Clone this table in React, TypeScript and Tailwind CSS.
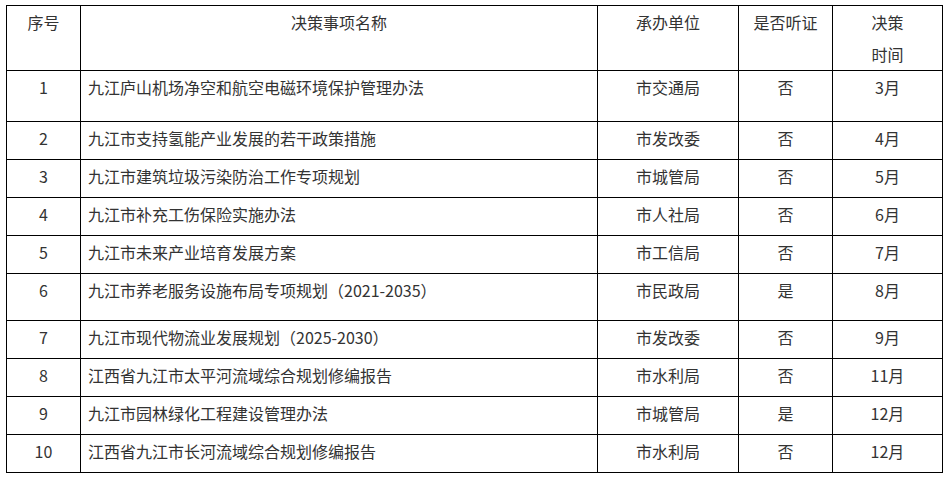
const rows = [
  { no: '1', name: '九江庐山机场净空和航空电磁环境保护管理办法', dept: '市交通局', hearing: '否', month: '3月', h: 'h-[51px]' },
  { no: '2', name: '九江市支持氢能产业发展的若干政策措施', dept: '市发改委', hearing: '否', month: '4月', h: 'h-[38px]' },
  { no: '3', name: '九江市建筑垃圾污染防治工作专项规划', dept: '市城管局', hearing: '否', month: '5月', h: 'h-[38px]' },
  { no: '4', name: '九江市补充工伤保险实施办法', dept: '市人社局', hearing: '否', month: '6月', h: 'h-[38px]' },
  { no: '5', name: '九江市未来产业培育发展方案', dept: '市工信局', hearing: '否', month: '7月', h: 'h-[38px]' },
  { no: '6', name: '九江市养老服务设施布局专项规划（2021-2035）', dept: '市民政局', hearing: '是', month: '8月', h: 'h-[47px]' },
  { no: '7', name: '九江市现代物流业发展规划（2025-2030）', dept: '市发改委', hearing: '否', month: '9月', h: 'h-[38px]' },
  { no: '8', name: '江西省九江市太平河流域综合规划修编报告', dept: '市水利局', hearing: '否', month: '11月', h: 'h-[38px]' },
  { no: '9', name: '九江市园林绿化工程建设管理办法', dept: '市城管局', hearing: '是', month: '12月', h: 'h-[38px]' },
  { no: '10', name: '江西省九江市长河流域综合规划修编报告', dept: '市水利局', hearing: '否', month: '12月', h: 'h-[38px]' },
];

const cell = 'border border-black align-top p-0 leading-[32px]';

export default function App() {
  return (
    <div className="min-h-[478px] bg-white pl-[6px] pt-[5px] text-[16px] text-[#333] [font-family:'Microsoft_YaHei','Noto_Sans_CJK_SC',sans-serif]">
      <table className="table-fixed border-collapse w-[936px]">
        <colgroup>
          <col className="w-[74px]" />
          <col className="w-[517px]" />
          <col className="w-[141px]" />
          <col className="w-[94px]" />
          <col className="w-[110px]" />
        </colgroup>
        <thead>
          <tr className="h-[65px]">
            <th className={`${cell} font-normal text-center`}>序号</th>
            <th className={`${cell} font-normal text-center`}>决策事项名称</th>
            <th className={`${cell} font-normal text-center`}>承办单位</th>
            <th className={`${cell} font-normal text-center`}>是否听证</th>
            <th className={`${cell} font-normal text-center`}>
              决策
              <br />
              时间
            </th>
          </tr>
        </thead>
        <tbody>
          {rows.map((r) => (
            <tr key={r.no} className={r.h}>
              <td className={`${cell} text-center`}>{r.no}</td>
              <td className={`${cell} px-[7px] text-left`}>{r.name}</td>
              <td className={`${cell} text-center`}>{r.dept}</td>
              <td className={`${cell} text-center`}>{r.hearing}</td>
              <td className={`${cell} text-center`}>{r.month}</td>
            </tr>
          ))}
        </tbody>
      </table>
    </div>
  );
}
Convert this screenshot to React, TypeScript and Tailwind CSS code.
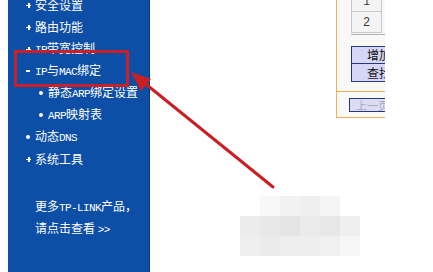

———

> **Exercise brief**: Find the lines above holding the word "Tailwind" and show them.

> **Solution to the problem**:
Clone this table in React, TypeScript and Tailwind CSS.
Convert this screenshot to React, TypeScript and Tailwind CSS code.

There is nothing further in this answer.